## Begin Data extract

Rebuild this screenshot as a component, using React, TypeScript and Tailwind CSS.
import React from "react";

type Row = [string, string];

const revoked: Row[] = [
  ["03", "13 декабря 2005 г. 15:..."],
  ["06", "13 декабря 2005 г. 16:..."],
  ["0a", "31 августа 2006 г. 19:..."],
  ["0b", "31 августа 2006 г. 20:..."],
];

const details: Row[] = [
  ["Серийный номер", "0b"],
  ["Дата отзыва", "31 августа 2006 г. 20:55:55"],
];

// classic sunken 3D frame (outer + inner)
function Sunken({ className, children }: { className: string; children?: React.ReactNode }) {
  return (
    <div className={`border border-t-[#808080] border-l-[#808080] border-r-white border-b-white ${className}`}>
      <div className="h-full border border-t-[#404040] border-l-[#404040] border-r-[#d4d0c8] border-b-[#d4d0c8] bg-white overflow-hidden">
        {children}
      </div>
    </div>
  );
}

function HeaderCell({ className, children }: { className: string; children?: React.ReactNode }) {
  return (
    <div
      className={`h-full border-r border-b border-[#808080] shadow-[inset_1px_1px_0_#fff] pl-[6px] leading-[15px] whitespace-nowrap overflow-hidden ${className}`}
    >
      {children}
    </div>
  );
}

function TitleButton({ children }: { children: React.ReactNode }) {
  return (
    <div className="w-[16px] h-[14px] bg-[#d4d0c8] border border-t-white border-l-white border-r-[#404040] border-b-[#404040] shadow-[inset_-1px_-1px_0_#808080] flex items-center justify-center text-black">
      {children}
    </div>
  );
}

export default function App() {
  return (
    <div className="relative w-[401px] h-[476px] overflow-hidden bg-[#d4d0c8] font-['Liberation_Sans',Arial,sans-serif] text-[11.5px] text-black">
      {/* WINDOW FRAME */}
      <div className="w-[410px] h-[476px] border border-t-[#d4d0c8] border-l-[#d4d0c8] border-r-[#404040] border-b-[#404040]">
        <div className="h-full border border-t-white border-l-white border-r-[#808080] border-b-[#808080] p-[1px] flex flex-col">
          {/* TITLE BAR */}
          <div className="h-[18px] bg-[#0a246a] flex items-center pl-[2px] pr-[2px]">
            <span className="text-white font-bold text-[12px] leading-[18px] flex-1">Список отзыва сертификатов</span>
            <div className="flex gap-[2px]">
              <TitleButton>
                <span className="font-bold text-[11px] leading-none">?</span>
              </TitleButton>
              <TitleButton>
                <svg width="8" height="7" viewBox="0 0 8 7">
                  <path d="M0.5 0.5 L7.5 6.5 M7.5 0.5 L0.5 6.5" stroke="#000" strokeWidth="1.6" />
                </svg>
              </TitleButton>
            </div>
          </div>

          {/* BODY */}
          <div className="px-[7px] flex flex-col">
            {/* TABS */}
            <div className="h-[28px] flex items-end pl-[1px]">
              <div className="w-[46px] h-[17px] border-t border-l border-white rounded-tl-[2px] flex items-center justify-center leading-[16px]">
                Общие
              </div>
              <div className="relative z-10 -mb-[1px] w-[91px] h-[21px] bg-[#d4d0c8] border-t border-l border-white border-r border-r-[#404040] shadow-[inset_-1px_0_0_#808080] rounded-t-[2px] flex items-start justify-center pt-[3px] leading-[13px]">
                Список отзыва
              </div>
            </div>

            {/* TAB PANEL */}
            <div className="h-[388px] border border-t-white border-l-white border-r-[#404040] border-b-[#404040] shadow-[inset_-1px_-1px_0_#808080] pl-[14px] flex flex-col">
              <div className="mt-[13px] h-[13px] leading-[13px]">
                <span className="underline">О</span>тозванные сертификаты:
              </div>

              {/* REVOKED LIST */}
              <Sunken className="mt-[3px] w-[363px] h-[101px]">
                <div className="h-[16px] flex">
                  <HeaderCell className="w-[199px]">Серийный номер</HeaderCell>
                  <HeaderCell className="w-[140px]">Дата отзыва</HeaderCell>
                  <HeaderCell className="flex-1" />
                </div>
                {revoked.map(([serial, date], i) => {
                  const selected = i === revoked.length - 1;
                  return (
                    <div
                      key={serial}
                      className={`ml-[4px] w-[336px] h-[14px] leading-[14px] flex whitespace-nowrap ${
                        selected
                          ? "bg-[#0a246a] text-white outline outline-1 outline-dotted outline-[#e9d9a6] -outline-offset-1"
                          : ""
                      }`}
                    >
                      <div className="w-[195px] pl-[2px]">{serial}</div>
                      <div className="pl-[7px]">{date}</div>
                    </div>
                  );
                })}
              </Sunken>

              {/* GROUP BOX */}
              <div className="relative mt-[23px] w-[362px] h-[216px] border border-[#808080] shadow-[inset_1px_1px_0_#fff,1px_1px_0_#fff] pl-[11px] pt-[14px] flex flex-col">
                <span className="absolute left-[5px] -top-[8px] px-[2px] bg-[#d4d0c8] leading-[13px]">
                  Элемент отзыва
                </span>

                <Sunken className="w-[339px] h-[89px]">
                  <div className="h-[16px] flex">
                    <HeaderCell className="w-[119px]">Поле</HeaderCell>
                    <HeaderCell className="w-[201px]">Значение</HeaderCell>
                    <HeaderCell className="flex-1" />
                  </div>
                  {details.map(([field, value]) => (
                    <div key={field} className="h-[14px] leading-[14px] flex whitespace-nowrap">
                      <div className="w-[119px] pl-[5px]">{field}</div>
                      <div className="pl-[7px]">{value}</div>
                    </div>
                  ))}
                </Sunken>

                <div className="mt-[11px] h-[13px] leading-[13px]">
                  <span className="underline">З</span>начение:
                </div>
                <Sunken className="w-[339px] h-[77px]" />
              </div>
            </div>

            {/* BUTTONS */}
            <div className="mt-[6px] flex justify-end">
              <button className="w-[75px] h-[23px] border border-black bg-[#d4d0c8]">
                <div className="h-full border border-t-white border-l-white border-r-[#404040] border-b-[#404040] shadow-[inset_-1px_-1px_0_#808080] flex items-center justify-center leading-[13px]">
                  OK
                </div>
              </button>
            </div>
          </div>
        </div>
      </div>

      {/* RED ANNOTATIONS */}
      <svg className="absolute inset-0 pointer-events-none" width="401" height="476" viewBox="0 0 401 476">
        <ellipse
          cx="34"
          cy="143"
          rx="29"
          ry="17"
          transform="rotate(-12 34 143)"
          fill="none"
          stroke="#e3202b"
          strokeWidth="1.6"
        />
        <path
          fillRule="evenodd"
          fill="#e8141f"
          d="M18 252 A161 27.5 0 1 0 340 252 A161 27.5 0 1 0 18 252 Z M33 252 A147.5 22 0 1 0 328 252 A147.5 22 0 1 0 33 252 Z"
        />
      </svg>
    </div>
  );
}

## End Data extract

- _Aim of the task_: Set down verbatim only the lines between the start of the data above and the line with "type Row = [string, string];", both boundaries included.

- _Complete response_:
Rebuild this screenshot as a component, using React, TypeScript and Tailwind CSS.
import React from "react";

type Row = [string, string];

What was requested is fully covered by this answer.